Heifetz’s discography is so large it is hard to do it justice here in so small a space. This said, his playing has a notable consistency that makes generalisation rather less problematic. His distinctive style – the tautness of sound, with regular but generally well-controlled vibrato; his frequent employment of a distinctive portamento, quite different from those employed by violinists of the nineteenth century – enlivens many cantabile passages, and his peerless agility and intonation are remarkable even by today’s standards. Much of this sound, however, admits relatively little variation, so that in truth one is hearing Heifetz first and the composition as a mere vehicle. This works better in some contexts than others.
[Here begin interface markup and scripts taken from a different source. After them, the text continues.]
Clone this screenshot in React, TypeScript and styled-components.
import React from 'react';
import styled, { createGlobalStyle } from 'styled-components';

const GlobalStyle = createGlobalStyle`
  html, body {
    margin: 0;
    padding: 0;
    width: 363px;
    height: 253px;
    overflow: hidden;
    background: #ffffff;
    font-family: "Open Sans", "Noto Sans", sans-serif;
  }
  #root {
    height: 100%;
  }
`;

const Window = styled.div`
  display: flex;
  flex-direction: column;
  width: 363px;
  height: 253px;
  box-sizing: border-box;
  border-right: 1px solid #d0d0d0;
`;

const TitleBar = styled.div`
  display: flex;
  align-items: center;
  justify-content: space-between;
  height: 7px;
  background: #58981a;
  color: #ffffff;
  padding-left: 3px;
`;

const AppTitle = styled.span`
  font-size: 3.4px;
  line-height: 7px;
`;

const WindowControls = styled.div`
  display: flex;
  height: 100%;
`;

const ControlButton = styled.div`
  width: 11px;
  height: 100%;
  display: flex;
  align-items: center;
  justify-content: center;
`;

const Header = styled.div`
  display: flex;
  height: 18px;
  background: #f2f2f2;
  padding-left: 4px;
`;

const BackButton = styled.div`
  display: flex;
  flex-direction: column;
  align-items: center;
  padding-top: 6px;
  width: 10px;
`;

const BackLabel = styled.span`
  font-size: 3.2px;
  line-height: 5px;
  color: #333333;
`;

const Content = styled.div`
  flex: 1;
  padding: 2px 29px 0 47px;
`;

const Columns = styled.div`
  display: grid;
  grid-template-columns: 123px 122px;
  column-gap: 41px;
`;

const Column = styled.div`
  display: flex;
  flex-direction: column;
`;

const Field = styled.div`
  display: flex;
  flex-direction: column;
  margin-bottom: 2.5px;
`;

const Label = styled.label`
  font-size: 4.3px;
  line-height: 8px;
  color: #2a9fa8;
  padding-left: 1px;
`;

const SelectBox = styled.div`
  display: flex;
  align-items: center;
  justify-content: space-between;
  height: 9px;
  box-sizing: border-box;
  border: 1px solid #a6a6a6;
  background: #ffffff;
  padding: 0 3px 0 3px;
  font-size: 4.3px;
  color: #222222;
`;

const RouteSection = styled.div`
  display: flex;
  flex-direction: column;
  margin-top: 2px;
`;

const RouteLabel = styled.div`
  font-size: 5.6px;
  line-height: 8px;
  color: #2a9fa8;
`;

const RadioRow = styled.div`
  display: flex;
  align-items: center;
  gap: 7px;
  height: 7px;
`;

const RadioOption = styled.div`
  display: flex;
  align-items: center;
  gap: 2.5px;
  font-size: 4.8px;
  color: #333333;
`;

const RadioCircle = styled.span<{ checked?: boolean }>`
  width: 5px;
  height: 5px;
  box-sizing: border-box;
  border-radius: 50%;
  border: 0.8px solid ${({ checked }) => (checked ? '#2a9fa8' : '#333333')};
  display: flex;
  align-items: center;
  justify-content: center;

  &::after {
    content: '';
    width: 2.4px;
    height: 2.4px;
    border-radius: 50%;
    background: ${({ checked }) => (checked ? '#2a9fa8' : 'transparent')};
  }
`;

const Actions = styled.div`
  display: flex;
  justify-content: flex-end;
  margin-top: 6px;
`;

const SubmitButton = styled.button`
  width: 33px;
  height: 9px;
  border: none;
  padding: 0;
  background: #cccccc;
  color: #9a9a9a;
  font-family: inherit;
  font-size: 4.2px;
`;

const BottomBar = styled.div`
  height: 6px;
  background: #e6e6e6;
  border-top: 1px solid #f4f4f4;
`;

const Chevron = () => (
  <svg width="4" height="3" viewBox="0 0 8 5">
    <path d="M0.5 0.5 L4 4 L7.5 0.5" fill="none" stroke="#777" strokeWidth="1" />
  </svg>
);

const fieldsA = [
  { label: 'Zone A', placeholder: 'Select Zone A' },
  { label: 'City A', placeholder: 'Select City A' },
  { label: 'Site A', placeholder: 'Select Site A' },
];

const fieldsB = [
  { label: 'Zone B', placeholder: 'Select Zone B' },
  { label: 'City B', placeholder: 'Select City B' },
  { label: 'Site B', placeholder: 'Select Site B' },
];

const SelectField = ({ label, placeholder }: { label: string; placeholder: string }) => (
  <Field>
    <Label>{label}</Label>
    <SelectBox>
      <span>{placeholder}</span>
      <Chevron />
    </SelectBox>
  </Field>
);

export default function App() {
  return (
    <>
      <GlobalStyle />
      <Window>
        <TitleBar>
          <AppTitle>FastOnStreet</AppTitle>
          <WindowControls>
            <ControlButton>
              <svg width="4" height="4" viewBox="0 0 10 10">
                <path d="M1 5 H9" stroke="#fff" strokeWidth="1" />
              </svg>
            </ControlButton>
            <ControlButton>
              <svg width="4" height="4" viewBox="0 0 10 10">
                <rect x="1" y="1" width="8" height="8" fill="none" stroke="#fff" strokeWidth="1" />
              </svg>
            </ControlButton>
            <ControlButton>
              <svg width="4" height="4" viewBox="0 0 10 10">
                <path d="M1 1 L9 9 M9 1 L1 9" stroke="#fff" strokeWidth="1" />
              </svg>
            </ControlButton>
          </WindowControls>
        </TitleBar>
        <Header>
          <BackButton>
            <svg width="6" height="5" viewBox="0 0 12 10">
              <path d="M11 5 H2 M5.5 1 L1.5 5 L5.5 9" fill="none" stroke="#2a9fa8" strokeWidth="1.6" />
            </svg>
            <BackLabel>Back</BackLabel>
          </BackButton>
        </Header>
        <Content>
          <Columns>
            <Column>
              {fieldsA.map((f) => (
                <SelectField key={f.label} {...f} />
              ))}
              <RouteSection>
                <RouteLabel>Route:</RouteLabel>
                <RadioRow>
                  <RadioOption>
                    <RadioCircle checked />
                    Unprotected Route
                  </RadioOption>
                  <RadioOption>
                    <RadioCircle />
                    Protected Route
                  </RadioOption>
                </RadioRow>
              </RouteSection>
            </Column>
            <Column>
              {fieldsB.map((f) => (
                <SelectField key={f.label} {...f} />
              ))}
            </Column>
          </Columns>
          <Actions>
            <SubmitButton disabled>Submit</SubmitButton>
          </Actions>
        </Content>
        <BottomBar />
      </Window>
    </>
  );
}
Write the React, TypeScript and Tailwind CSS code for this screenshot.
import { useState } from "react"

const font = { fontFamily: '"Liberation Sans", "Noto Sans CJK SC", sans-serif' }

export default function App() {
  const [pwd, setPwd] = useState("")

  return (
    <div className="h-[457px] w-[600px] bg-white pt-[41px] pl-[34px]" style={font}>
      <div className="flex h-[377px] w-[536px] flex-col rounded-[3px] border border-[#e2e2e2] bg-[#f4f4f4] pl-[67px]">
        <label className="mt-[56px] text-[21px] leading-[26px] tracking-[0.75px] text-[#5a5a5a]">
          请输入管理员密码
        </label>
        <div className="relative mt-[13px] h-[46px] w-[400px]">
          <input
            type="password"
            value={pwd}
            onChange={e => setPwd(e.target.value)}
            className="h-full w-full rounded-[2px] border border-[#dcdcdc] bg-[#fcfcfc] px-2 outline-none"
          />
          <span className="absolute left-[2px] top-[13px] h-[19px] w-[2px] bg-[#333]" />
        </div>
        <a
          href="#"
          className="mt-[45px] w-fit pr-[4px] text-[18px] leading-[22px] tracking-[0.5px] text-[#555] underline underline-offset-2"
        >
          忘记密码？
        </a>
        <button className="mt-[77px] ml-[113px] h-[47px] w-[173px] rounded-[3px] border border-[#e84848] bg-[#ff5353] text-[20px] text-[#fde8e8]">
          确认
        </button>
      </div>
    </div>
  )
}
The Bach and Mozart concertos selected here (including a famous 1946 recording of Bach’s Double Violin Concerto with Heifetz playing both parts) seem comparatively un-nuanced to our modern ears. His 1951 performance of Mozart’s Violin Concerto No. 5 is typical in its rather steely character, although the finale is taken in a poised and stately fashion. The 1939 and 1956 recordings of Beethoven’s Violin Concerto show a little change in style: the earlier recording is fastidious but tonally subtle; the later employs a harder, perhaps more brash sound. The extent to which this perception is the result of changing recording technology or Heifetz’s own advancing years is debatable (similar traits mar later Elman discs as well, but to a much greater extent). For me, though, Heifetz’s recorded performances of Franck’s Violin Sonata (1937) and Walton’s Violin Concerto (1941) are masterly. Here his sound, (which one might describe as that of an iron fist in a velvet glove) seems more appropriate; from the tough yet mysterious opening of the Walton to the laconic performance of Franck’s first movement it is counterpoised throughout by an electric, if tightly controlled, sense of excitement.